One's neighborhood, school district, and home amenities all have an obvious effect on a house's property value. Researchers at McGill University in Quebec have discovered a decidedly more unexpected boost to the value of your home: proximity to bike-sharing stations.

To reach this conclusion, the research team looked at dozens of Montreal neighborhoods—ones that have bike-sharing programs, ones that do not, and ones that previously did but have since discontinued them—and examined the price history of homes that have been sold more than once between 1996 and 2012.

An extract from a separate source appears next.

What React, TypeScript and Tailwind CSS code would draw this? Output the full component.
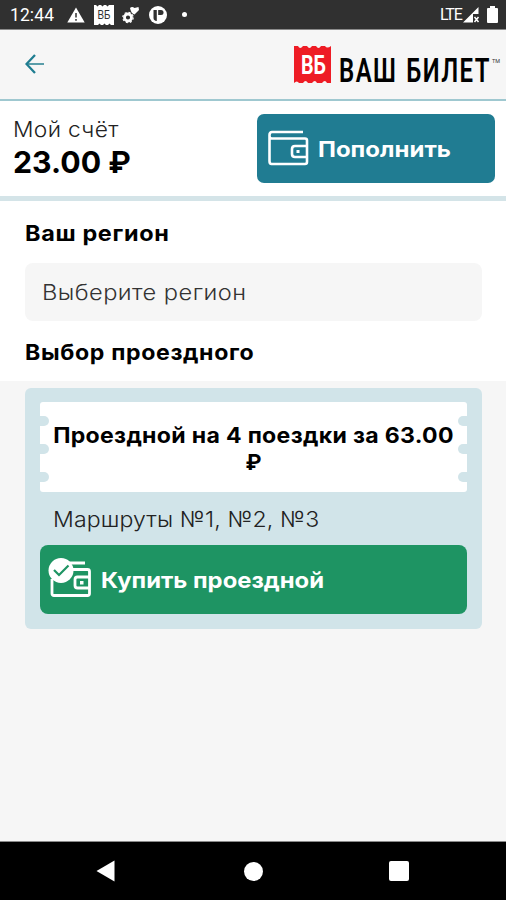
import React from 'react';

const tariffs = [
  { id: 1, title: 'Проездной на 4 поездки за 63.00', currency: '₽', routes: 'Маршруты №1, №2, №3' },
];

function StatusBar() {
  return (
    <div className="h-[30px] shrink-0 bg-[#303030] border-b border-[#8a8a8a] flex items-center justify-between pl-[10px] pr-[8px] text-white font-['Roboto',sans-serif]">
      <div className="flex items-center">
        <span className="w-[45px] text-[17.5px] leading-[30px] tracking-[0.1px]">12:44</span>
        <svg className="ml-[12px]" width="18" height="16" viewBox="0 0 18 16">
          <path d="M9 0.5 L17.7 15.5 H0.3 Z" fill="#fff" />
          <path d="M9 6 V10.5 M9 12 V13.7" stroke="#303030" strokeWidth="1.5" />
        </svg>
        <svg className="ml-[9px]" width="20" height="20" viewBox="0 0 20 20">
          <path d="M0 0 H2 L3.5 1.5 L5 0 H7 L8.5 1.5 L10 0 H12 L13.5 1.5 L15 0 H20 V20 H17 L15.5 18.5 L14 20 H12 L10.500 18.500 L9 20 H7 L5.500 18.500 L4 20 H0 Z" fill="#fff" />
          <text x="3.500" y="14" fontSize="12" textLength="13" lengthAdjust="spacingAndGlyphs" fill="#303030" fontFamily="Liberation Sans, sans-serif">ВБ</text>
        </svg>
        <svg className="ml-[8px]" width="18" height="18" viewBox="0 0 18 18">
          <circle cx="6" cy="11.500" r="3.500" fill="none" stroke="#fff" strokeWidth="2.800" />
          <circle cx="6" cy="11.500" r="5.200" fill="none" stroke="#fff" strokeWidth="1.200" strokeDasharray="2 2.080" />
          <path d="M8 2 Q10 0 12.500 2 L16.500 1 L17 4 L12.500 8.500 Q9 7.500 8 2 Z" fill="#fff" />
        </svg>
        <svg className="ml-[9px]" width="18" height="18" viewBox="0 0 18 18">
          <circle cx="9" cy="9" r="9" fill="#fff" />
          <path d="M4.500 4 H7.800 V15 Q4.500 14.500 4.500 12 Z" fill="#303030" />
          <path d="M9.200 4 H12 Q14.500 4 14.500 6.500 Q14.500 9 12 9 H9.200 Z" fill="#303030" />
        </svg>
        <span className="ml-[15px] w-[5px] h-[5px] rounded-full bg-white" />
      </div>
      <div className="flex items-center">
        <span className="w-[23px] text-[16px] leading-[30px] tracking-[-1.1px]">LTE</span>
        <svg width="17" height="16" viewBox="0 0 17 16">
          <path d="M15.500 0 V7 H10 V15.500 H0 Z" fill="#fff" />
          <path d="M11.500 10 L15.500 15 M15.500 10 L11.500 15" stroke="#fff" strokeWidth="1.500" />
        </svg>
        <svg className="ml-[7px]" width="11" height="17" viewBox="0 0 11 17">
          <path d="M3 0 H8 V2 H10 Q11 2 11 3 V16 Q11 17 10 17 H1 Q0 17 0 16 V3 Q0 2 1 2 H3 Z" fill="#fff" />
        </svg>
      </div>
    </div>
  );
}

function Logo() {
  return (
    <svg className="overflow-visible" width="208" height="50" viewBox="0 0 208 50" role="img" aria-label="Ваш билет">
      <path
        d="M0 1 H4 Q6 5 9 1 H13 Q15.500 5 18 1 H22 Q24.500 5 27 1 H31 Q33 4 37 1 V38 H33 Q31 34 28 38 H23 Q21 34 18 38 H14 Q11.500 34 9 38 H5 Q3 35 0 38 Z"
        fill="#ee1c25"
      />
      <text x="7" y="29" fontSize="26" fontWeight="700" textLength="25" lengthAdjust="spacingAndGlyphs" fill="#fff" fontFamily="Roboto, sans-serif">ВБ</text>
      <text x="45" y="37" fontSize="33" fontWeight="600" letterSpacing="2" wordSpacing="2" textLength="152" lengthAdjust="spacingAndGlyphs" fill="#000" fontFamily="Roboto, sans-serif">ВАШ БИЛЕТ</text>
      <text x="198" y="18" fontSize="6" textLength="8" lengthAdjust="spacingAndGlyphs" fill="#333" fontFamily="Roboto, sans-serif">TM</text>
    </svg>
  );
}

function WalletIcon() {
  return (
    <svg className="shrink-0 -mt-[2px]" width="44" height="40" viewBox="0 0 44 40" fill="none" stroke="#fff" strokeWidth="2.6">
      <path d="M38 4 H7 Q4.500 4 4.500 7 V33 Q4.500 36 6.500 36 H40 Q42 36 42 34 V12.500 Q42 10.500 40 10.500 H7 Q4.500 10.500 4.500 8" />
      <path d="M42 18 H30 Q27 18 27 21 V26 Q27 29 30 29 H42" />
      <rect x="31.500" y="22" width="3" height="3" fill="#fff" stroke="none" />
    </svg>
  );
}

function WalletCheckIcon() {
  return (
    <svg className="shrink-0 -mt-[2px] overflow-visible" width="44" height="40" viewBox="0 0 44 40" fill="none" stroke="#fff" strokeWidth="2.8">
      <path d="M20 4 H37 M24 10.500 H39.500 Q41.500 10.500 41.500 12.500 V34.500 Q41.500 36.500 39.500 36.500 H6 Q4 36.500 4 34.500 V20" />
      <path d="M41 18 H29.500 Q27 18 27 20.500 V26.500 Q27 29 29.500 29 H41" />
      <rect x="32" y="22" width="3.500" height="3.500" fill="#fff" stroke="none" />
      <circle cx="13" cy="11.500" r="12.500" fill="#fff" stroke="none" />
      <path d="M6 11 L11 16 L20.500 6.500" stroke="#1e9463" strokeWidth="2.200" />
    </svg>
  );
}

function Ticket({ title, currency }: { title: string; currency: string }) {
  return (
    <div className="h-[90px] bg-white rounded-[3px] flex justify-between">
      <div className="w-[9px] pt-[14px] pb-[10px] flex flex-col justify-between">
        <span className="w-[9px] h-[10px] rounded-r-full bg-[#d1e4e9]" />
        <span className="w-[9px] h-[10px] rounded-r-full bg-[#d1e4e9]" />
        <span className="w-[9px] h-[10px] rounded-r-full bg-[#d1e4e9]" />
      </div>
      <div className="pt-[20px] text-[21.5px] leading-[27px] font-bold text-center">
        <p className="w-[401px] flex justify-center whitespace-nowrap tracking-[0.3px] scale-x-[1.073]">{title}</p>
        <p>{currency}</p>
      </div>
      <div className="w-[9px] pt-[14px] pb-[10px] flex flex-col justify-between">
        <span className="w-[9px] h-[10px] rounded-l-full bg-[#d1e4e9]" />
        <span className="w-[9px] h-[10px] rounded-l-full bg-[#d1e4e9]" />
        <span className="w-[9px] h-[10px] rounded-l-full bg-[#d1e4e9]" />
      </div>
    </div>
  );
}

export default function App() {
  return (
    <div className="w-[506px] h-[900px] overflow-hidden flex flex-col bg-[#f6f6f6] text-black font-['Inter',sans-serif]">
      <StatusBar />

      <header className="h-[71px] shrink-0 border-b-2 border-[#9fc8d0] flex items-start justify-between pl-[25px] pr-1">
        <svg className="mt-[24px]" width="20" height="20" viewBox="0 0 20 20" fill="none" strokeWidth="2">
          <path d="M19 10 H1.500" stroke="#5a9da9" />
          <path d="M10 1 L1.500 10 L10 19" stroke="#1f7d91" strokeWidth="2.300" />
        </svg>
        <div className="mt-[15px]">
          <Logo />
        </div>
      </header>

      {/* Balance */}
      <section className="h-[100px] shrink-0 bg-white border-b-[5px] border-[#d4e4e8] flex justify-between pl-[13px] pr-[11px] pt-[13px]">
        <div>
          <p className="text-[21.5px] leading-[30px] font-light text-[#222] tracking-[0.3px] origin-left scale-x-[1.06]">Мой счёт</p>
          <p className="text-[30px] leading-[36px] font-bold origin-left scale-x-[1.01]">23.00 ₽</p>
        </div>
        <button className="w-[238px] h-[69px] rounded-[7px] bg-[#207c92] text-white flex items-center pl-[8px] gap-[9px]">
          <WalletIcon />
          <span className="text-[22px] font-bold origin-left scale-x-[1.09] pt-px">Пополнить</span>
        </button>
      </section>

      <section className="h-[180px] shrink-0 bg-white pl-[25px] pr-[24px]">
        <h2 className="pt-[17px] text-[21.5px] leading-[30px] font-bold tracking-[0.6px] origin-left scale-x-[1.09]">Ваш регион</h2>
        <div className="mt-[15px] h-[58px] rounded-[8px] bg-[#f6f6f6] flex items-center pl-[17px] text-[22px] font-light text-[#333]">
          <span className="tracking-[0.4px] origin-left scale-x-[1.075]">Выберите регион</span>
        </div>
        <h2 className="pt-[16px] text-[21.5px] leading-[30px] font-bold tracking-[0.6px] origin-left scale-x-[1.075]">Выбор проездного</h2>
      </section>

      <main className="grow pr-[24px] pt-[7px] pl-[25px]">
        {tariffs.map((t) => (
          <div key={t.id} className="h-[241px] rounded-[6px] bg-[#d1e4e9] px-[15px] pt-[14px]">
            <Ticket title={t.title} currency={t.currency} />
            <p className="ml-[13px] pt-[12px] text-[22px] leading-[30px] font-light text-[#222] tracking-[0.1px] origin-left scale-x-[1.05]">{t.routes}</p>
            <button className="mt-[11px] w-full h-[69px] rounded-[8px] bg-[#1e9463] text-white flex items-center pl-[8px] gap-[9px]">
              <WalletCheckIcon />
              <span className="text-[22px] font-bold origin-left scale-x-[1.083] pt-px">Купить проездной</span>
            </button>
          </div>
        ))}
      </main>

      <nav className="h-[59px] shrink-0 bg-black border-t border-[#8a8a8a] flex items-center pl-[96px]">
        <svg width="19" height="22" viewBox="0 0 19 22">
          <path d="M18.500 0.500 V21.500 L0.500 11 Z" fill="#fff" />
        </svg>
        <span className="ml-[129px] w-[19px] h-[19px] rounded-full bg-white" />
        <span className="ml-[126px] w-[20px] h-[20px] rounded-[2px] bg-white" />
      </nav>
    </div>
  );
}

Their results, published in the journal Transport Policy, show that, for every one BIXI station—that's the Montreal-based, non-profit bike-sharing system—present in a neighborhood, $700 in property value is added to surrounding houses. Considering that, in Montreal, homes in a bike-sharing friendly neighborhood are, on average, within range of just over 12 stations, the value grows by almost $9,000; that's a 2.7 percent increase in sale value solely by virtue of living near a bike-sharing system.

While there has been a fair amount written on bike-sharing systems in the past, researchers have often struggled to quantify the tangible benefits of what's otherwise generally understood as a better, greener mode of transportation.

Of course, the implementation—or expansion—of a bike-sharing system would require a major investment, but "the combined benefits from such systems, including an increase in property taxes, might well outweigh the initial costs," said lead researcher Ahmed El-Geneidy in a press release. A city's population, value system, and infrastructural capabilities could all factor into the degree of a bike-sharing system's ultimate success.

Considering that many bicycle-sharing systems are facing financial problems—BIXI filed for bankruptcy protection in 2014—this study comes at an opportune moment. After all, Leo can only do so much to make biking look cool.